▶ [What the exercise asks]
Search the material for the string "full", then return every line where it is found.

▶ [Stored data]
<<<<

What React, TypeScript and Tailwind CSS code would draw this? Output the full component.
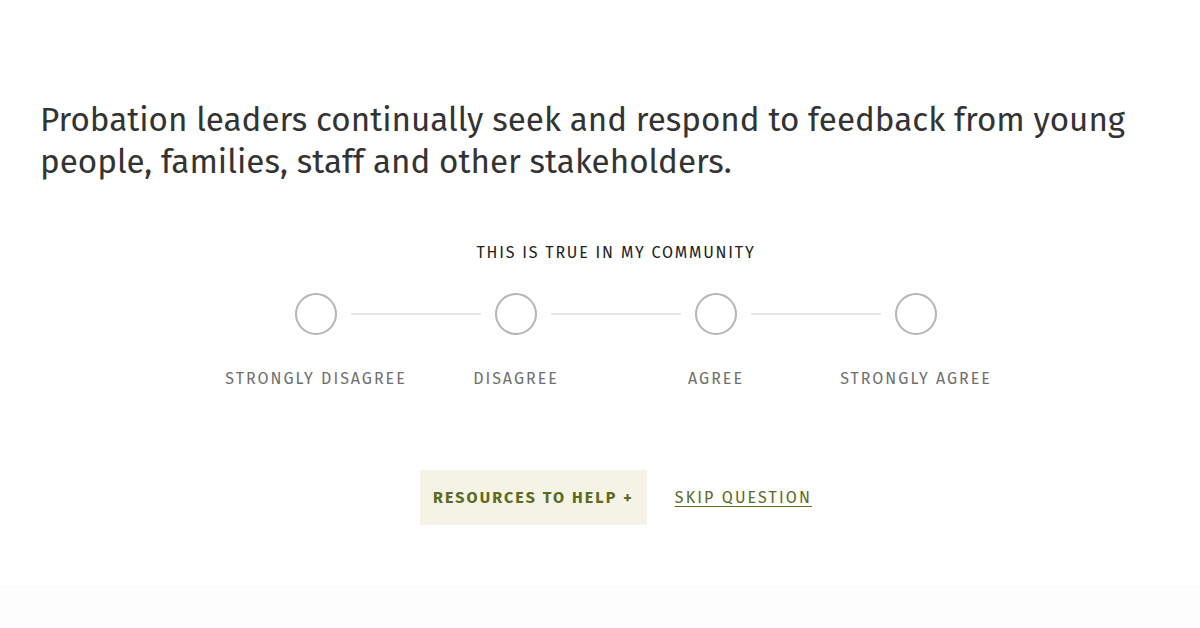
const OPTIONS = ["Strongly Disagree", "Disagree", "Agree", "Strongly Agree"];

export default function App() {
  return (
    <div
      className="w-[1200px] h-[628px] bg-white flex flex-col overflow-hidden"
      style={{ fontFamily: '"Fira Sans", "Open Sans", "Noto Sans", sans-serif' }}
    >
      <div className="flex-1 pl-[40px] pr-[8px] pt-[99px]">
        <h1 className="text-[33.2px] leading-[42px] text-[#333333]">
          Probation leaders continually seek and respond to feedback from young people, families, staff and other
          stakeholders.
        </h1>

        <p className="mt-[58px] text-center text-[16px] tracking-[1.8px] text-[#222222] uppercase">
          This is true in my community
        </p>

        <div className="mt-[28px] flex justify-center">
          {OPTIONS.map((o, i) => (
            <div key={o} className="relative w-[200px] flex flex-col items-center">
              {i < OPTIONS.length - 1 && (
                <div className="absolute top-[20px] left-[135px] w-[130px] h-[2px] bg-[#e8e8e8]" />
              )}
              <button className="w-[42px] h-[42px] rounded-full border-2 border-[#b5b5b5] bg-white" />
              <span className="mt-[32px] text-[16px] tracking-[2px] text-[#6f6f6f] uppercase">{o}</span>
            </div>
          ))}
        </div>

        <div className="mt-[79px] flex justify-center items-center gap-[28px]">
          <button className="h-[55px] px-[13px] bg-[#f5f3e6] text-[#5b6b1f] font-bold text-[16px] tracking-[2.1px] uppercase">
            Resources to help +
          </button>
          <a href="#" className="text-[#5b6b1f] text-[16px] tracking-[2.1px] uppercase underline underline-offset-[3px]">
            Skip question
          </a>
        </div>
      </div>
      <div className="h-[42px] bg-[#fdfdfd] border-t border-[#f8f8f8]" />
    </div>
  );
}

>>>>

▶ [Answer for the task]
What React, TypeScript and Tailwind CSS code would draw this? Output the full component.
              <button className="w-[42px] h-[42px] rounded-full border-2 border-[#b5b5b5] bg-white" />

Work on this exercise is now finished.